Return each line containing the string "that".

*MATERIALS PROVIDED:*
^^^^^^^^^^^^^^^^

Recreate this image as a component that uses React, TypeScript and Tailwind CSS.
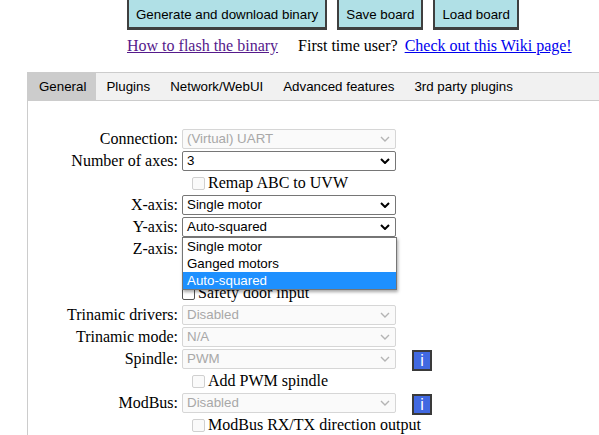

^^^^^^^^^^^^^^^^

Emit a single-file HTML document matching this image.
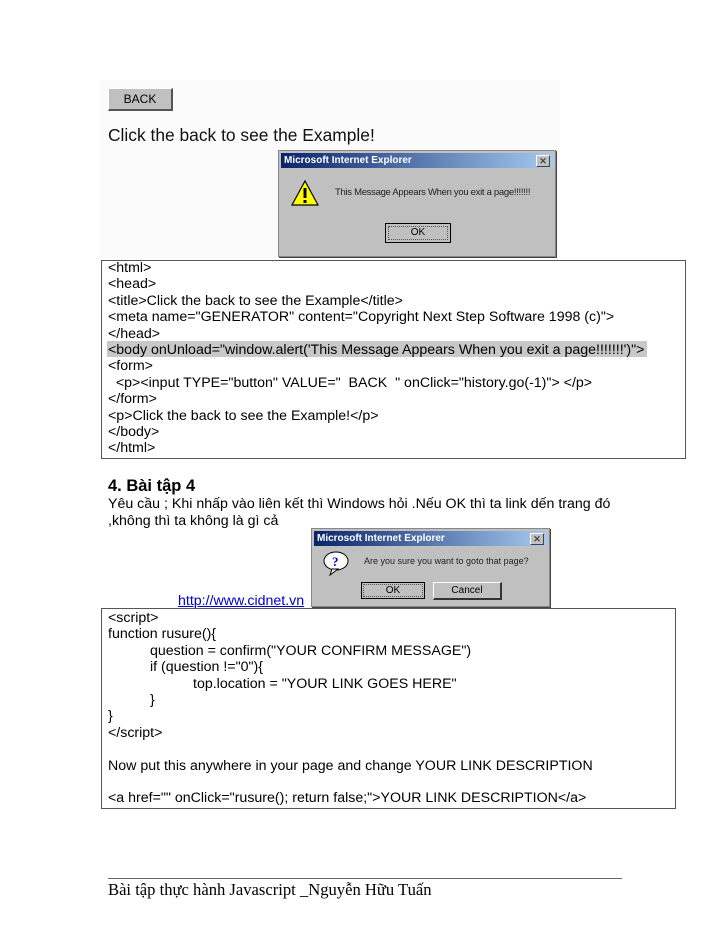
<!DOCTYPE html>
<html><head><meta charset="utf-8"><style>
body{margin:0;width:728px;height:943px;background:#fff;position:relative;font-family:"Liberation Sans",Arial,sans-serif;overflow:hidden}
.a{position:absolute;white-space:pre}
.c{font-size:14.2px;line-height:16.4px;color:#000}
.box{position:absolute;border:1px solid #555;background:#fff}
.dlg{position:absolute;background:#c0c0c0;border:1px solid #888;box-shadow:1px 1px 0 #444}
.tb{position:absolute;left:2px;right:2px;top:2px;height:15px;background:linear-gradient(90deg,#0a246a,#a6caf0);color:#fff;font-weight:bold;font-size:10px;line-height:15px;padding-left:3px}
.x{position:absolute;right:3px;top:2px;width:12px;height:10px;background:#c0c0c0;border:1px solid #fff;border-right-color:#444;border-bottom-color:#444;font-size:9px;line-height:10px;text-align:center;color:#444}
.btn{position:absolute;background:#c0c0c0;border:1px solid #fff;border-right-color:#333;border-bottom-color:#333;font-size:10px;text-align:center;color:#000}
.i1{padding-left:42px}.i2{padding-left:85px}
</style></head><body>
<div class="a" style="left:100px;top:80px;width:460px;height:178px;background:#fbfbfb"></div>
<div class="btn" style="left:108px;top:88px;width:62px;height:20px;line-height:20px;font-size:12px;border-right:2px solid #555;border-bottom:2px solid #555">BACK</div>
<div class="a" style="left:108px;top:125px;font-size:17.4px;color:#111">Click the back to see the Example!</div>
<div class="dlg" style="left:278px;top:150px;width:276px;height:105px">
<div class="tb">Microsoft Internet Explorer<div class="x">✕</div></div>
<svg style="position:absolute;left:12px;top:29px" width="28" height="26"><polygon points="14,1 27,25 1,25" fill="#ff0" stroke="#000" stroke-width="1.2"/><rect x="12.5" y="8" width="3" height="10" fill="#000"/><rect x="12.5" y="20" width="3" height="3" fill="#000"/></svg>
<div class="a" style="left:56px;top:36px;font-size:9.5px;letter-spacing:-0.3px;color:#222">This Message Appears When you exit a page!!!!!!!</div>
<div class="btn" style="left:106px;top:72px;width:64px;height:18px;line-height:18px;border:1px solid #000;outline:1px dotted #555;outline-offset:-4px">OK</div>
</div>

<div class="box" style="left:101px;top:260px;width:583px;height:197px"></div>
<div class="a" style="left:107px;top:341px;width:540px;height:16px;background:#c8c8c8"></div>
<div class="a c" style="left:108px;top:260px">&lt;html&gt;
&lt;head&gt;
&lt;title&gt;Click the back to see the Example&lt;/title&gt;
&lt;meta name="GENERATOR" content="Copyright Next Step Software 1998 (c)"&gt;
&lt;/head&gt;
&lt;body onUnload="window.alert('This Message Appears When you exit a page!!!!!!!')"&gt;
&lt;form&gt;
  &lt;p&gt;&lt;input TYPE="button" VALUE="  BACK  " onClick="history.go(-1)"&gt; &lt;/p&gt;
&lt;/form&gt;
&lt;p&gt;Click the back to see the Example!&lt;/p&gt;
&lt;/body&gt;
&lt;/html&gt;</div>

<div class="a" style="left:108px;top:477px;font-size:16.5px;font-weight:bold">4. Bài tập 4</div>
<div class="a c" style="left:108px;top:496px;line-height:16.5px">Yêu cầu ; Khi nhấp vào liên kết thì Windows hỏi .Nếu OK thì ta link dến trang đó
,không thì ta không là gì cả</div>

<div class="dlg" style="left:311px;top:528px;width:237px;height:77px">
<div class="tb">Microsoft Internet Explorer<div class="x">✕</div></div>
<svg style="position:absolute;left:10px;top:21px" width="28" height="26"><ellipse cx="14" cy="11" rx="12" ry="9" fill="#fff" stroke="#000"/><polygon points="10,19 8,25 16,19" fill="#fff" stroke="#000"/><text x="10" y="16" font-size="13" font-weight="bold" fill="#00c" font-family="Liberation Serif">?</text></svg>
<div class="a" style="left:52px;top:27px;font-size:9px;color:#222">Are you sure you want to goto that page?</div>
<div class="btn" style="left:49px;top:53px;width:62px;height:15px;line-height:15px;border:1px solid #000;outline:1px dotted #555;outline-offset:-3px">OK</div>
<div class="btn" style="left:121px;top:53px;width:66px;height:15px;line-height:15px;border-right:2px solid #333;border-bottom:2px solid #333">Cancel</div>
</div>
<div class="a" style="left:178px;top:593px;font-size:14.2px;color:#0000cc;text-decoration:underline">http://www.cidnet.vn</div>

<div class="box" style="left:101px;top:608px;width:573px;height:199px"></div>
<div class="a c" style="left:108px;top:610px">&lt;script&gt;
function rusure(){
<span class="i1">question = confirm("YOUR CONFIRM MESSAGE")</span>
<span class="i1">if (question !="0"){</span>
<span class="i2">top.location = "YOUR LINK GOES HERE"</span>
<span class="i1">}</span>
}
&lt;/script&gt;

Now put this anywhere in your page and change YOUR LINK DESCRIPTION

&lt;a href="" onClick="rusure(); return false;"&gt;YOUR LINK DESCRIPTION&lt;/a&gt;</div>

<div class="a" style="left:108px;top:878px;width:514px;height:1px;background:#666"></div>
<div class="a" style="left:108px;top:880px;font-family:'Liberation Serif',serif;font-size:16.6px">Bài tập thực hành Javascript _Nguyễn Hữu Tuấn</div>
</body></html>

^^^^^^^^^^^^^^^^

*CORRECT ANSWER:*
Recreate this image as a component that uses React, TypeScript and Tailwind CSS.
<div class="a" style="left:52px;top:27px;font-size:9px;color:#222">Are you sure you want to goto that page?</div>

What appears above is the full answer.